The resulting framework was used to successfully blend scatterometer wind observations (QuikSCAT) and analysis fields from the National Centers for Environmental Prediction (NCEP) to produce high-resolution surface wind fields for the tropical Pacific. The current work has been able to efficiently blend QuikSCAT surface winds with analysis winds over a 48° by 128° (at 0.5 degree resolution) domain in six-hour intervals for a three-year period. Posterior means from this analysis along with 50 posterior samples are being made available on DVD in network Common Data Format (netCDF). To our knowledge, this spatio-temporal data product based on Markov Chain Monte Carlo is substantially larger than any other analysis attempted by a statistical research group.

This figure gives an example of the U component (A) and the divergence (B) of a wind realization based on blending NCEP and satellite wind measurements. It one of the 50 ensemble members in the GibbsWinds data product for this time point. The bottom plots indicate the energy spectrum in the realized fields as a function of wave number (C) and the spectrum for just the NCEP wind data product (D). The goal is to reproduce an approximate polynomial decay (red line) for the wind energy, matching the scaling law expected for turbulent flow. Due to issues of data the assimilation and resolution, the NCEP winds alone (D) lack the right amount of power for small scales and depart from this relationship.

Research Software for Model-Data Fusion

Hoar, in collaboration with Jeff Anderson (CDP and Mesoscale and Microscale Meteorology Division), with support from the NCAR Data Assimilation Strategic Initiative, is developing a software framework for research on data assimilation.  The Data Assimilation Research Testbed (DART) will facilitate the combination of assimilation algorithms, models, and observation sets to allow increased understanding of all three. DART gives the user access to a scale of models ranging from toy dynamical systems involving a few degrees of freedom to the full atmosphere general circulation model used in the current NCAR Climate Atmosphere Model. The assimilation methods are also graduated from simple optimal interpolation to ensemble filters. The first test of DART was passed in July, 2003, when it was used successfully as the lab resource for the Advanced Study Program summer colloquium on data assimilation.

Sparse Approximations to Covariance Matrices

Reinhard Furrer (GSP), in collaboration with Anderson, has developed approximate statistical methods that scale to handle large spatial prediction problems where observations occur at irregular locations. The approach is to introduce sparsity in the covariance matrix by tapering with a compactly supported (positive definite) kernel (e.g., one finds the direct product of the covariance matrix and the tapering matrix.).   This technique is common in atmospheric data assimilation, but is not well used in general. Given the correct choice of taper, this approach can be justified based on matching the tail behavior of the spectral density of the covariance function. This analysis suggests that, under certain assumptions, spatial process estimators and classical kernel estimators will be asymptotically equivalent. Thus, we see the potential to unify these two approaches for function estimation.

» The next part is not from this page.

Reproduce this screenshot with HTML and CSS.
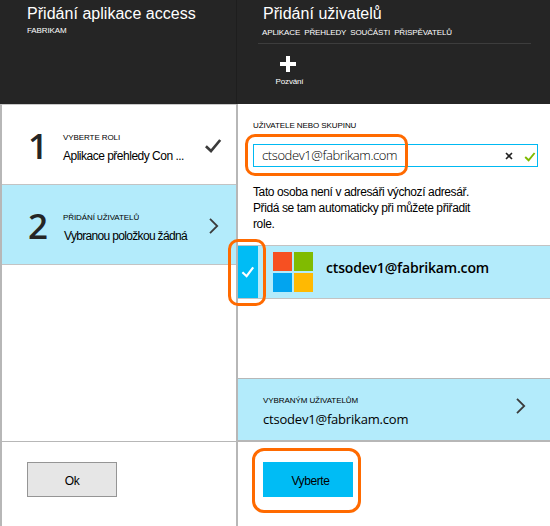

The potential speedup is striking, suggesting that a spatial prediction (Kriging) can be computed for several thousand points interactively in the R environment. Also, as suggested by the theory, the tapering approximation is quite accurate sacrificing little statistical efficiency compared to the exact calculation.

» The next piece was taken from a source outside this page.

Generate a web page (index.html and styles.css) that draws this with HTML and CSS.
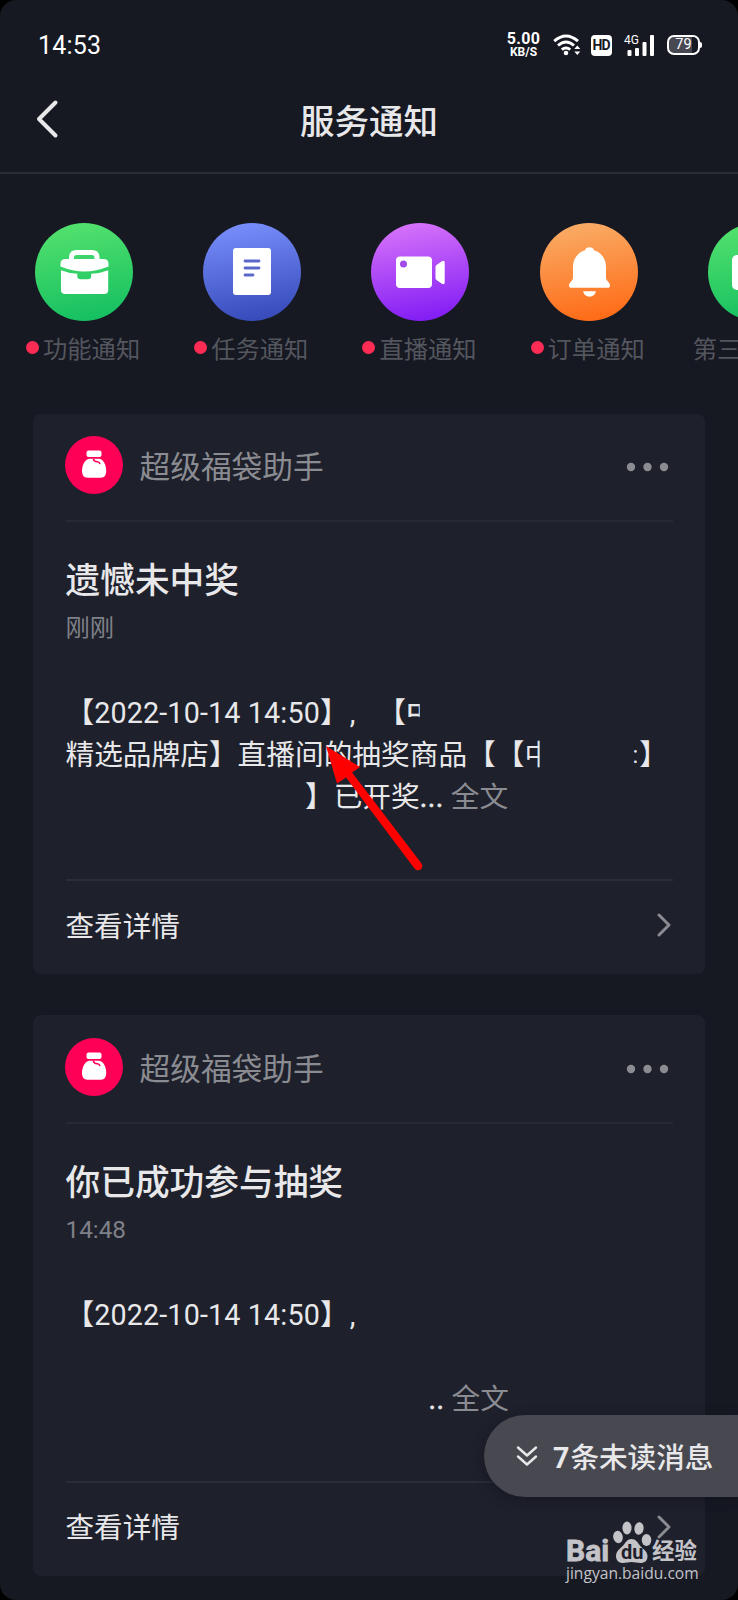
FILE: index.html
```html
<!DOCTYPE html>
<html lang="zh-CN">
<head>
<meta charset="utf-8">
<title>服务通知</title>
<link rel="stylesheet" href="styles.css">
</head>
<body>
<svg class="defs" width="0" height="0">
  <symbol id="bag" viewBox="0 0 58 58">
    <path d="M23.500 14.500h11q2 0 2 2v2.500q0 2-2 2h-11q-2 0-2-2v-2.500q0-2 2-2z" fill="#fff"/>
    <path d="M24.500 22.800h9.500c3.500 0 7.200 5.500 7.200 11.700 0 5-2 7.200-5.200 7.200H22.300c-3.300 0-5.300-2.200-5.300-7.200 0-6.200 4-11.700 7.500-11.700z" fill="#fff"/>
    <path d="M28.500 23.200q.5 2.600 3.800 2.500 2 .1 2.400 1.700" fill="none" stroke="#ff0057" stroke-width="1.600" stroke-linecap="round"/>
  </symbol>
</svg>
<div class="screen">
  <div class="status">
    <span class="clock">14:53</span>
    <div class="indicators">
      <div class="speed"><b>5.00</b><small>KB/S</small></div>
      <svg class="wifi" width="28" height="22" viewBox="0 0 28 22" fill="none" stroke="#fff" stroke-width="2.900">
        <path d="M1.200 7.200Q13 -3 25 7.200M5 11.500q8-7 16 0M8.800 15.700q4.200-3.500 8.400 0"/>
        <circle cx="13" cy="19" r="2.300" fill="#fff" stroke="none"/>
        <path d="M21.300 15l3-3.400 3 3.400zM21.300 17.600l3 3.400 3-3.400z" fill="#fff" stroke="none"/>
      </svg>
      <span class="hd">HD</span>
      <div class="signal">
        <span>4G</span>
        <svg width="30" height="21" viewBox="0 0 30 21" fill="#fff"><rect x="3.500" y="15" width="4" height="6" rx="1"/><rect x="11" y="13" width="4" height="8" rx="1"/><rect x="18.500" y="7" width="4" height="14" rx="1"/><rect x="26" y="0" width="4" height="21" rx="1"/></svg>
      </div>
      <span class="battery">79</span>
    </div>
  </div>
  <header class="bar">
    <svg class="back" width="24" height="40" viewBox="0 0 24 40"><path d="M20.500 3.500 4 20 20.500 36.500" fill="none" stroke="#e8e8ea" stroke-width="4" stroke-linecap="round" stroke-linejoin="round"/></svg>
    <h1>服务通知</h1>
  </header>
  <nav class="cats">
    <div class="cat">
      <div class="disc green"><svg width="98" height="98" viewBox="0 0 98 98" fill="#fff">
        <path d="M36.500 38v-3.500q0-5 5-5h15.500q5 0 5 5V38" fill="none" stroke="#fff" stroke-width="5"/>
        <path d="M30.500 36h38q5 0 5 5v2.500Q61 48.500 49.500 48.500T25.500 43.500V41q0-5 5-5z"/>
        <path d="M26 47.300q8 3.200 16.300 3.500V53q0 3.200 3.200 3.200h7.500q3.200 0 3.200-3.200v-2.200q9-.3 17-3.500V67q0 4-4 4H30q-4 0-4-4z"/>
      </svg></div>
      <div class="label"><i></i>功能通知</div>
    </div>
    <div class="cat">
      <div class="disc blue"><svg width="98" height="98" viewBox="0 0 98 98">
        <rect x="30" y="25" width="38" height="47" rx="3" fill="#fff"/>
        <path d="M42 38h14M42 45h14M42 52h8" stroke="#5a69c9" stroke-width="2.800" stroke-linecap="round"/>
      </svg></div>
      <div class="label"><i></i>任务通知</div>
    </div>
    <div class="cat">
      <div class="disc purple"><svg width="98" height="98" viewBox="0 0 98 98" fill="#fff">
        <rect x="25" y="33.500" width="36" height="31.500" rx="4"/>
        <path d="M64.500 44q0-1.500 1.300-2.300l5.200-3.400q2.700-1.300 2.700 1.200v20q0 2.500-2.700 1.200l-5.200-3.400q-1.300-.8-1.300-2.300z"/>
        <circle cx="32.500" cy="41" r="3.500" fill="#a24be8"/>
      </svg></div>
      <div class="label"><i></i>直播通知</div>
    </div>
    <div class="cat">
      <div class="disc orange"><svg width="98" height="98" viewBox="0 0 98 98" fill="#fff">
        <path d="M49.500 24.300c2.500 0 4 1.300 4.500 3 8 2.500 12 9 12 16.500v11c0 3 4 4.500 4 7.700 0 1.500-.8 2.300-2.500 2.300h-36c-1.700 0-2.500-.8-2.500-2.300 0-3.200 4-4.700 4-7.700v-11c0-7.500 4-14 12-16.500.5-1.700 2-3 4.500-3z"/>
        <path d="M43 68.300h13q-1.500 5.400-6.500 5.400T43 68.300z"/>
      </svg></div>
      <div class="label"><i></i>订单通知</div>
    </div>
    <div class="cat">
      <div class="disc green"><svg width="98" height="98" viewBox="0 0 98 98"><rect x="24" y="32" width="50" height="35" rx="5" fill="#fff"/></svg></div>
      <div class="label wide">第三</div>
    </div>
  </nav>
  <main class="feed">
    <article class="card">
      <div class="sender">
        <svg class="avatar" width="58" height="58"><use href="#bag"/></svg>
        <span class="name">超级福袋助手</span>
        <svg class="more" width="44" height="10" viewBox="0 0 44 10" fill="#8b8c92"><circle cx="5" cy="5" r="4.200"/><circle cx="21.500" cy="5" r="4.200"/><circle cx="38" cy="5" r="4.200"/></svg>
      </div>
      <div class="content">
        <h2>遗憾未中奖</h2>
        <time>刚刚</time>
        <div class="text">
          <p>【<span class="date">2022-10-14 14:50</span>】<span class="comma">,</span>【<span class="cut-a">中</span></p>
          <p>精选品牌店】直播间的抽奖商品【【<span class="cut-b">中</span><span class="cut-c">:</span>】</p>
          <p class="tail">】已开奖<span class="ell">...</span> <em>全文</em></p>
        </div>
      </div>
      <div class="detail"><span>查看详情</span><svg width="15" height="26" viewBox="0 0 15 26"><path d="M2 3 12 13 2 23" fill="none" stroke="#8b8c92" stroke-width="2.900" stroke-linecap="round" stroke-linejoin="round"/></svg></div>
    </article>
    <article class="card">
      <div class="sender">
        <svg class="avatar" width="58" height="58"><use href="#bag"/></svg>
        <span class="name">超级福袋助手</span>
        <svg class="more" width="44" height="10" viewBox="0 0 44 10" fill="#8b8c92"><circle cx="5" cy="5" r="4.200"/><circle cx="21.500" cy="5" r="4.200"/><circle cx="38" cy="5" r="4.200"/></svg>
      </div>
      <div class="content">
        <h2>你已成功参与抽奖</h2>
        <time>14:48</time>
        <div class="text">
          <p>【<span class="date">2022-10-14 14:50</span>】<span class="comma">,</span></p>
          <p></p>
          <p class="tail dots"><span class="ell">..</span> <em>全文</em></p>
        </div>
      </div>
      <div class="detail"><span>查看详情</span><svg width="15" height="26" viewBox="0 0 15 26"><path d="M2 3 12 13 2 23" fill="none" stroke="#8b8c92" stroke-width="2.900" stroke-linecap="round" stroke-linejoin="round"/></svg></div>
    </article>
  </main>
  <svg class="arrow" width="110" height="140" viewBox="0 0 110 140" fill="red"><path d="M6 6 40 27 32 32.500 101.500 123.500A4.300 4.300 0 0 1 94.500 128.500L26 37.500 17 43.500z"/></svg>
  <div class="unread">
    <svg width="22" height="22" viewBox="0 0 22 22" fill="none" stroke="#e8e8ea" stroke-width="2.400" stroke-linecap="round" stroke-linejoin="round"><path d="M2 2.500l9 8 9-8M2 11.500l9 8 9-8"/></svg>
    <span><b>7</b>条未读消息</span>
  </div>
  <div class="mark">
    <div class="brand">
      <span class="bai">Bai</span>
      <div class="paw">
        <svg width="40" height="42" viewBox="0 0 40 42" fill="#c3c3c8">
          <ellipse cx="6" cy="16" rx="4.800" ry="6.200" transform="rotate(-12 6 16)"/><ellipse cx="15" cy="7" rx="4.600" ry="6.500"/><ellipse cx="27" cy="7.500" rx="4.600" ry="6.200" transform="rotate(8 27 7.500)"/><ellipse cx="34.500" cy="19" rx="4.800" ry="6"/>
          <path d="M19.500 18c4 0 6 3 8 6s8 6 8 11-3 7-7 7c-3 0-6-1-9-1s-5 1-8.500 1c-4 0-7-2.500-7-7 0-5 5-8 7.500-11s4-6 8-6z"/>
        </svg>
        <span>du</span>
      </div>
      <span class="exp">经验</span>
    </div>
    <div class="url">jingyan.baidu.com</div>
  </div>
</div>
</body>
</html>
```
FILE: styles.css
```css
* { box-sizing: border-box; }
body { margin: 0; background: #000; }
h1, h2, p { margin: 0; font-weight: 500; }
.defs { position: absolute; }
.screen {
  position: relative;
  width: 738px;
  height: 1600px;
  overflow: hidden;
  border-radius: 16px;
  background: #161822;
  color: #e8e8ea;
  font-family: Roboto, "Noto Sans CJK SC", sans-serif;
  text-spacing-trim: space-all;
  white-space: nowrap;
}
.status {
  display: flex;
  justify-content: space-between;
  align-items: center;
  height: 90px;
  padding: 0 38px 0 38px;
  color: #fff;
}
.clock { font-size: 25px; letter-spacing: 0.2px; }
.indicators { display: flex; align-items: center; }
.speed { display: flex; flex-direction: column; align-items: center; width: 33px; margin-right: 13px; }
.speed b { font-size: 16px; line-height: 14px; letter-spacing: 0.3px; }
.speed small { font-size: 12px; line-height: 12px; font-weight: 700; }
.wifi { margin-right: 10px; }
.hd {
  width: 21px;
  height: 21px;
  margin-right: 12px;
  border-radius: 4px;
  background: #fff;
  color: #161822;
  font-size: 14px;
  font-weight: 700;
  line-height: 21px;
  letter-spacing: -1px;
  text-indent: -1px;
  text-align: center;
}
.signal { position: relative; width: 30px; height: 21px; margin-right: 13px; }
.signal svg { display: block; }
.signal span { position: absolute; left: 0; top: -1px; font-size: 12px; line-height: 13px; }
.battery {
  position: relative;
  width: 33px;
  height: 20px;
  border: 2px solid #fff;
  border-radius: 7px;
  background: linear-gradient(90deg, #474852 79%, #161822 79%);
  font-size: 14.500px;
  line-height: 16px;
  text-align: center;
}
.battery::after { content: ""; position: absolute; right: -4px; top: 5px; width: 2px; height: 6px; border-radius: 0 2px 2px 0; background: #fff; }
.bar {
  display: grid;
  grid-template-columns: 100px 1fr 100px;
  align-items: center;
  height: 84px;
  padding-bottom: 20px;
  border-bottom: 2px solid #2a2c36;
}
.back { margin: -4px 0 0 35px; }
.bar h1 { padding-top: 1px; font-size: 34.500px; line-height: 50px; text-align: center; }
.cats { display: flex; height: 239.500px; padding-top: 49px; }
.cat { flex: 0 0 168.200px; }
.disc { width: 98px; height: 98px; margin-left: 35px; border-radius: 50%; }
.disc svg { display: block; }
.green { background: linear-gradient(170deg, #57e36e, #10bd60); }
.blue { background: linear-gradient(170deg, #7c92ff, #3146b4); }
.purple { background: linear-gradient(170deg, #dc78fa, #7b16f4); }
.orange { background: linear-gradient(170deg, #f9b06b, #ff6610); }
.label { display: flex; align-items: center; gap: 4px; margin: 10px 0 0 26px; color: #54565e; font-size: 24.300px; line-height: 38px; }
.label i { width: 13px; height: 13px; margin-top: -5px; border-radius: 50%; background: #fe2c55; }
.label.wide { margin-left: 20px; }
.feed { display: flex; flex-direction: column; gap: 41.300px; padding: 0 33px; }
.card { height: 560.500px; padding: 0 32.500px; border-radius: 8px; background: #1e202b; }
.sender { display: flex; align-items: center; height: 108.500px; padding-bottom: 4px; border-bottom: 2px solid #272933; }
.avatar { margin-left: -0.500px; border-radius: 50%; background: #ff0057; }
.name { margin-left: 16.500px; color: #8b8c92; font-size: 30.700px; line-height: 44px; padding-top: 6px; }
.more { margin: 4px 2.500px 0 auto; }
.content { height: 359px; padding-top: 34px; border-bottom: 2px solid #2b2d37; }
h2 { font-size: 34.700px; line-height: 50px; }
time { display: block; padding-top: 1px; color: #7f8088; font-size: 24.300px; line-height: 42px; }
.text { padding-top: 43px; font-size: 28.700px; }
.text p { height: 42px; font-weight: 400; line-height: 42px; }
.text em { margin-left: 0; color: #8b8c92; font-style: normal; }
.date { letter-spacing: 0.15px; }
.comma { display: inline-block; width: 28.700px; padding-left: 1px; }
.ell { letter-spacing: 0.4px; -webkit-text-stroke: 0.5px currentColor; }
.tail { padding-left: 239.500px; }
.tail.dots { padding-left: 363px; }
.cut-a { display: inline-block; height: 42px; vertical-align: top; -webkit-text-stroke: 0.5px currentColor; clip-path: inset(12px 15px 17px 0); }
.cut-b { display: inline-block; vertical-align: top; clip-path: inset(0 13.500px 0 0); }
.cut-c { display: inline-block; width: 86px; padding-right: 1px; text-align: right; vertical-align: top; font-size: 24px; clip-path: inset(0 2px 0 0); }
.detail { display: flex; justify-content: space-between; align-items: center; height: 91px; font-size: 28.600px; line-height: 42px; }
.detail svg { margin: -3px 1px 0 0; }
.arrow { position: absolute; left: 320px; top: 740px; }
.unread {
  position: absolute;
  left: 484px;
  top: 1415px;
  display: flex;
  align-items: center;
  gap: 15px;
  width: 254px;
  height: 82px;
  padding-left: 32px;
  border-radius: 41px 0 0 41px;
  background: #484850;
  box-shadow: 0 3px 12px #10111a80;
  font-size: 28.600px;
  font-weight: 500;
}
.unread span { margin-top: -2px; }
.unread b { margin-right: 1px; font-weight: 700; }
.mark { position: absolute; left: 566px; top: 1521px; color: #c3c3c8; }
.brand { display: flex; align-items: flex-end; height: 42px; }
.bai { width: 46px; font-size: 30px; font-weight: 700; line-height: 25px; -webkit-text-stroke: 0.8px currentColor; }
.paw { position: relative; width: 40px; height: 42px; }
.paw span { position: absolute; left: 9px; top: 22px; color: #1e202b; font-size: 20px; font-weight: 700; line-height: 18px; }
.exp { font-size: 22.500px; font-weight: 700; line-height: 24px; }
.url { font-family: "Open Sans", sans-serif; font-size: 15.600px; font-weight: 500; line-height: 20px; }
```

This figure is an example of the computational time for the key step in a spatial prediction problem. Different lines indicate the time for solving a linear system for a 1-d Kriging problem based on two different high-level languages (Matlab and R) and different levels of tapering. For the R package the time difference between the exact solution verses using a tapered, sparse approximation is more that a factor of 100 for 1000 spatial locations.

Dynamical Systems

Forecasting and Data Assimilation: Adapting Particle Filter Methodology

This project is led by Thomas Bengtsson (GSP) in collaboration with Nychka and Chris Snyder (Mesoscale and Microscale Meteorology Division). Several aspects of numerical weather prediction (NWP) make forecasting and data assimilation particularly challenging: very high-dimensional systems, strongly non-linear (possibly chaotic) dynamics, and real-time requirements for assimilating data and physical models. Despite the practical complexity of data assimilation, the fundamental statistical operation is an application of Bayes Theorem (the update or analysis step) and a change of variables (the forecast step). In this project we implement this Bayes paradigm through an approximation based on a discrete sample from a mixture of Gaussian distributions, essentially a Monte Carlo approximation to the prior and posterior distributions. To handle non-linear systems and still have a stable filtering method, we have found that it is important to use nearest neighborhoods of states to derive updates. Building on the success of this non-Gaussian filter in Lorenz 1963 three-dimensional system, an extension was formulated for higher dimensional systems. The basic idea is to consider mixture approximations that are local both in the state space and also in the physical space. As a starting point, it is demonstrated that this approach can be effective in handling distinctly non-Gaussian distributions produced by the 40-dimensional Lorenz 1993 system. A practical filter for this problem uses a hybrid strategy that blends the nonGaussian filter for a low dimensional subset of the state vector with the ensemble Kalman filter for the other components.